Current financial climate
At present, the industry is set up for small owners and operators. Operations and sales must take place within individual states, and retail licenses are only granted to state residents, which is not desirable for large companies.
A major hurdle for the industry is the lack of credit. Despite legalization, federally regulated banks and credit card companies steer clear of the industry. “The customers typically stay small and local. We handle our own deliveries and collect in cash,” says Kovacevich. This means packaging suppliers must walk a fine line not seen in other industries. They have to keep adequate inventory to supply packaging daily or weekly (and keep up on changing laws), but can’t engage in long-term agreements with customers.
Another harsh reality is that the federal government can still shut down dispensaries, growers and processors. Kovacevich says, “Unfortunately, they may not be around in six months. We have to stay flexible and focused on customer service.”
But the industry has serious potential. Kush Bottles is one of the companies leading the way in terms of acceptance outside of the cannabis industry. “Not all companies have been above board, which tarnished the reputation of the industry as a whole,” notes Kovacevich. “But being an ancillary business that doesn’t ‘touch the plant,’ and having real revenues, makes Kush Bottles one of the few cannabis companies that are institutionally investable.” And the white-collar interest is only growing, as the market expands and as more research is published about the safety and medicinal potential of cannabis products.
The flow of cash and lack of credit has spawned some startups such as Tokken, Kind Financial and Hypur that aim to bridge the gap between banks and dispensaries with tracking software or payment kiosks that provide the industry with digital banking services.
Future growth of medical cannabis markets depends on how the legalization laws unfold in each state.

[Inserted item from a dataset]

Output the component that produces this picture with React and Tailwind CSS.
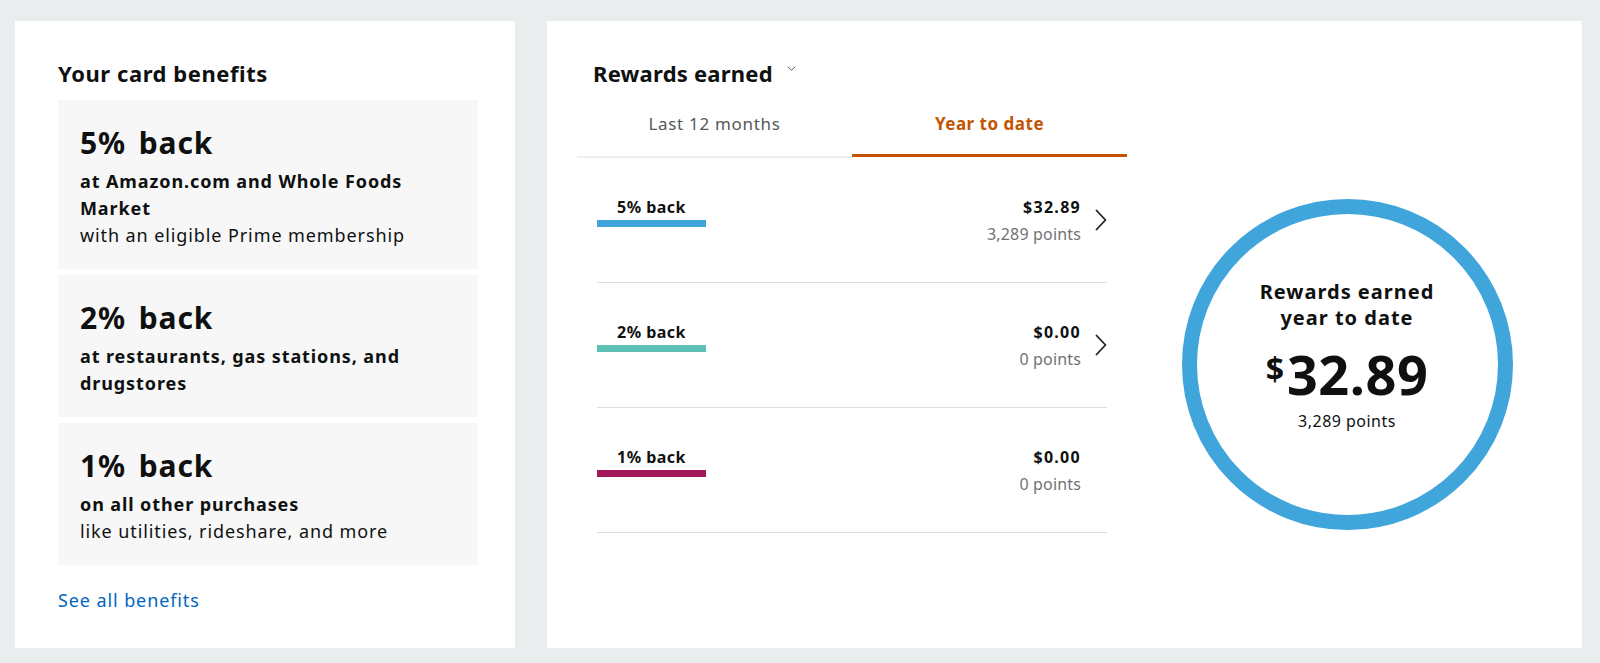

Illinois is home to a major metropolis and would seem like a large market for medical cannabis. But the requirements to obtain a medical marijuana card are so stringent that, compared to other markets, it produces less revenue for businesses and the state. By contrast, Nevada’s medical program takes doctor recommendations from any state, which works particularly well for patient access and tax revenue because of the state’s tourism.
Kovacevich notes that not all electoral defeats should be taken as a bad sign. A 2015 medical marijuana initiative in Ohio (Issue 3) was shot down, but he points out that the law was written in a way that would only benefit a specific set of groups, creating an oligopoly. “We can predict how big of a market it will be. You really have to look at how the bill is written,” he says. (As of June 2016, some forms of medical marijuana were legalized in Ohio under House Bill 523).
Though not enforced yet, California’s recent Medical Marijuana Regulation and Safety Act mandates that distributors and transporters obtain licenses as well, opening the door for third-party logistics providers to get involved in the cannabis business. This could potentially bring more efficiency (and product choice) to the market.
Looking ahead, packaging suppliers are hoping to differentiate themselves by developing new cannabis-specific products while navigating the ever-changing regulations. Like any industry, customer service plays a big role in attracting and keeping business. “Ultimately, it’s about providing our customers with compliant solutions that meet their budget, while optimizing their ability to market their brand,” Kovacevich says.